> _WRITTEN PROBLEM_: Reproduce all the material exactly, minus any pictures it holds.

BEGIN SOURCE EXCERPT

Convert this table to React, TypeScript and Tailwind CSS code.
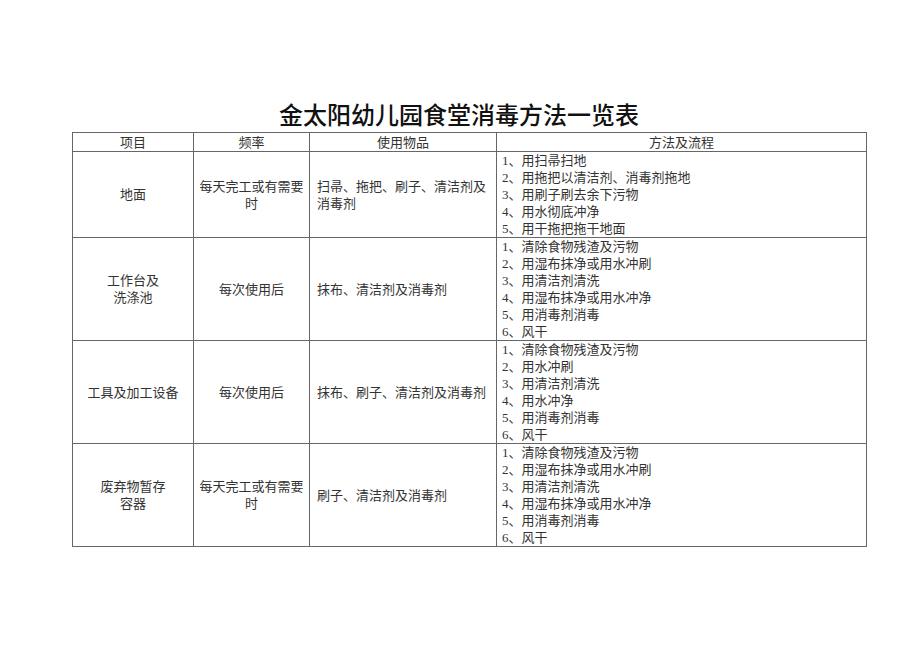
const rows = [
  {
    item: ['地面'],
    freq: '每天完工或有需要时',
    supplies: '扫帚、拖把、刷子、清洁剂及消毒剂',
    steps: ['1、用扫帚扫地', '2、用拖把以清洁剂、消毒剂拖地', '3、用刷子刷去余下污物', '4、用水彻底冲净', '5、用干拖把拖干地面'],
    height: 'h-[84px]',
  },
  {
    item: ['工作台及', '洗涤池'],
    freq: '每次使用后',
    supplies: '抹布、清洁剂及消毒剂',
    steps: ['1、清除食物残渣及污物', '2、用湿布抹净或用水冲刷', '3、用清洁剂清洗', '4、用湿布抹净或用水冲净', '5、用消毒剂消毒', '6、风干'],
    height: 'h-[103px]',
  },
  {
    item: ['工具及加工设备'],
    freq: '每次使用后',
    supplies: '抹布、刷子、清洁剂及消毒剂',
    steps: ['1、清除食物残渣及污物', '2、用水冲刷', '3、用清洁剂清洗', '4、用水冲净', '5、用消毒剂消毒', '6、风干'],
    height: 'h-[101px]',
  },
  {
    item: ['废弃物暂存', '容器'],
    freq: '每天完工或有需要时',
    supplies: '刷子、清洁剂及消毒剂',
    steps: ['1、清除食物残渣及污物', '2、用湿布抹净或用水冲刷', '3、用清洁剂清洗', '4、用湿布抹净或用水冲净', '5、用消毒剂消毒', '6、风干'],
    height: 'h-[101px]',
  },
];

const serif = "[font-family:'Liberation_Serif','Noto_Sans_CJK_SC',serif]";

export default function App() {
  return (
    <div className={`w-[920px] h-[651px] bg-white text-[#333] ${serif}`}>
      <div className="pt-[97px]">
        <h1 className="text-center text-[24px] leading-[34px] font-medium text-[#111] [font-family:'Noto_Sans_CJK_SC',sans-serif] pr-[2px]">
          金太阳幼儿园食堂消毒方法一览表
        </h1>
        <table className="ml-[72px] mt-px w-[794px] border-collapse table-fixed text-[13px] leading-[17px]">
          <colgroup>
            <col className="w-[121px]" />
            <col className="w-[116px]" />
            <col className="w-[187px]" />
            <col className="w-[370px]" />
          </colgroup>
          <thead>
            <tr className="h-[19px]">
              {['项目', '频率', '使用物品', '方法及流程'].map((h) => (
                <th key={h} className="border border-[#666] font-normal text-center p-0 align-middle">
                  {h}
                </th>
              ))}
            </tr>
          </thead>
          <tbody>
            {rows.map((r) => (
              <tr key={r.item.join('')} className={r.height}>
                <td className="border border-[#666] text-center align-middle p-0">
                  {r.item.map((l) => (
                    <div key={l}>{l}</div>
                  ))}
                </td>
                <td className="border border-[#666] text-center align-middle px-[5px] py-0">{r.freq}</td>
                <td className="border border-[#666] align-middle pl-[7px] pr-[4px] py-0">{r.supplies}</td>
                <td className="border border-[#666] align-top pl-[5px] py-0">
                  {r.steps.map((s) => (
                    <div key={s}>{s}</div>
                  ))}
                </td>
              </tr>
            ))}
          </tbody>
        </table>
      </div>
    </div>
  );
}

END SOURCE EXCERPT

> _REPLY_:
Convert this table to React, TypeScript and Tailwind CSS code.
const rows = [
  {
    item: ['地面'],
    freq: '每天完工或有需要时',
    supplies: '扫帚、拖把、刷子、清洁剂及消毒剂',
    steps: ['1、用扫帚扫地', '2、用拖把以清洁剂、消毒剂拖地', '3、用刷子刷去余下污物', '4、用水彻底冲净', '5、用干拖把拖干地面'],
    height: 'h-[84px]',
  },
  {
    item: ['工作台及', '洗涤池'],
    freq: '每次使用后',
    supplies: '抹布、清洁剂及消毒剂',
    steps: ['1、清除食物残渣及污物', '2、用湿布抹净或用水冲刷', '3、用清洁剂清洗', '4、用湿布抹净或用水冲净', '5、用消毒剂消毒', '6、风干'],
    height: 'h-[103px]',
  },
  {
    item: ['工具及加工设备'],
    freq: '每次使用后',
    supplies: '抹布、刷子、清洁剂及消毒剂',
    steps: ['1、清除食物残渣及污物', '2、用水冲刷', '3、用清洁剂清洗', '4、用水冲净', '5、用消毒剂消毒', '6、风干'],
    height: 'h-[101px]',
  },
  {
    item: ['废弃物暂存', '容器'],
    freq: '每天完工或有需要时',
    supplies: '刷子、清洁剂及消毒剂',
    steps: ['1、清除食物残渣及污物', '2、用湿布抹净或用水冲刷', '3、用清洁剂清洗', '4、用湿布抹净或用水冲净', '5、用消毒剂消毒', '6、风干'],
    height: 'h-[101px]',
  },
];

const serif = "[font-family:'Liberation_Serif','Noto_Sans_CJK_SC',serif]";

export default function App() {
  return (
    <div className={`w-[920px] h-[651px] bg-white text-[#333] ${serif}`}>
      <div className="pt-[97px]">
        <h1 className="text-center text-[24px] leading-[34px] font-medium text-[#111] [font-family:'Noto_Sans_CJK_SC',sans-serif] pr-[2px]">
          金太阳幼儿园食堂消毒方法一览表
        </h1>
        <table className="ml-[72px] mt-px w-[794px] border-collapse table-fixed text-[13px] leading-[17px]">
          <colgroup>
            <col className="w-[121px]" />
            <col className="w-[116px]" />
            <col className="w-[187px]" />
            <col className="w-[370px]" />
          </colgroup>
          <thead>
            <tr className="h-[19px]">
              {['项目', '频率', '使用物品', '方法及流程'].map((h) => (
                <th key={h} className="border border-[#666] font-normal text-center p-0 align-middle">
                  {h}
                </th>
              ))}
            </tr>
          </thead>
          <tbody>
            {rows.map((r) => (
              <tr key={r.item.join('')} className={r.height}>
                <td className="border border-[#666] text-center align-middle p-0">
                  {r.item.map((l) => (
                    <div key={l}>{l}</div>
                  ))}
                </td>
                <td className="border border-[#666] text-center align-middle px-[5px] py-0">{r.freq}</td>
                <td className="border border-[#666] align-middle pl-[7px] pr-[4px] py-0">{r.supplies}</td>
                <td className="border border-[#666] align-top pl-[5px] py-0">
                  {r.steps.map((s) => (
                    <div key={s}>{s}</div>
                  ))}
                </td>
              </tr>
            ))}
          </tbody>
        </table>
      </div>
    </div>
  );
}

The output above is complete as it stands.